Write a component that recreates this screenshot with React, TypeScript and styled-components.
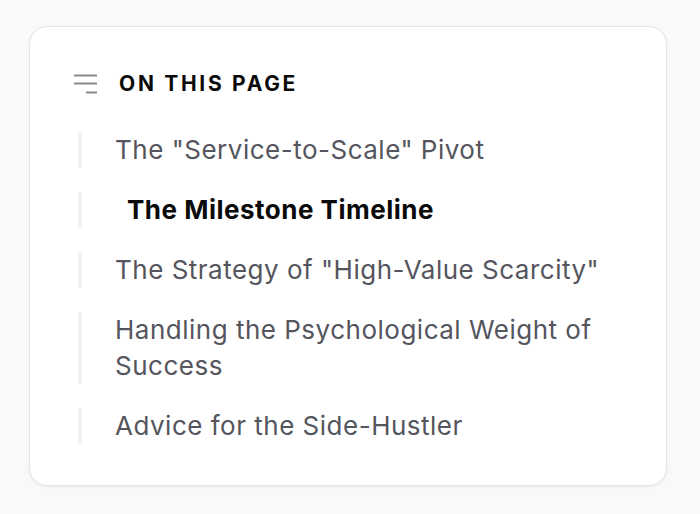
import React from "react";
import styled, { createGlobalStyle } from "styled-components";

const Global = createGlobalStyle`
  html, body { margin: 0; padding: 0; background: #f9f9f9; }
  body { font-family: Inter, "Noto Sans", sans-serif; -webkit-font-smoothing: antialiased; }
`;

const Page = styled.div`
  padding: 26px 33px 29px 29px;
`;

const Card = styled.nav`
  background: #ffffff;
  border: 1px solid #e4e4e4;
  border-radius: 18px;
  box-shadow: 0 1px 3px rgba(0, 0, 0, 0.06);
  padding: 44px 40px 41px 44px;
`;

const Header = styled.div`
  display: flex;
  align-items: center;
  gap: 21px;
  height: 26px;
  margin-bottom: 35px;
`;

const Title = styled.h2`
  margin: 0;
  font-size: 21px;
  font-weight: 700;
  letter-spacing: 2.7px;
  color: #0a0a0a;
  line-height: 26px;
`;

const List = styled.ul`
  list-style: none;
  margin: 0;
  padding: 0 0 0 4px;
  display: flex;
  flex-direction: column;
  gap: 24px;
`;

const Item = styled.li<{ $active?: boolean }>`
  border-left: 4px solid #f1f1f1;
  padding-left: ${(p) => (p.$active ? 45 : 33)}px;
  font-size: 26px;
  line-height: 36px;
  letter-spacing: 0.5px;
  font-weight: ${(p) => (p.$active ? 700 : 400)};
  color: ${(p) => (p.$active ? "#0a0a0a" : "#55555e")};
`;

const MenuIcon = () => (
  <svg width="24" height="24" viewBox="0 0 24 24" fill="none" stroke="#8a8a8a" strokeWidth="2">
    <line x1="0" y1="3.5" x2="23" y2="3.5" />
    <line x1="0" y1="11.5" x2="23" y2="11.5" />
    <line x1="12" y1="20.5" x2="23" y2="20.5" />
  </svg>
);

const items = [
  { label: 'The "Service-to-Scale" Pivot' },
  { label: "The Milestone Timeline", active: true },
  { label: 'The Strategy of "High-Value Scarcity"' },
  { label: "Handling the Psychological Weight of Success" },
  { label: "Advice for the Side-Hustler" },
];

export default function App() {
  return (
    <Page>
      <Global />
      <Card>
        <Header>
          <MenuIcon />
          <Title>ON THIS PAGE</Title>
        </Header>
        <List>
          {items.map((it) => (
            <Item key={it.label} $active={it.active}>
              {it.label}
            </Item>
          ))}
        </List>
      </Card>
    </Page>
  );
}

### Task instructions:
Only a number is wanted: how many lines of the material above hold "components"?

### Result for this exercise:
2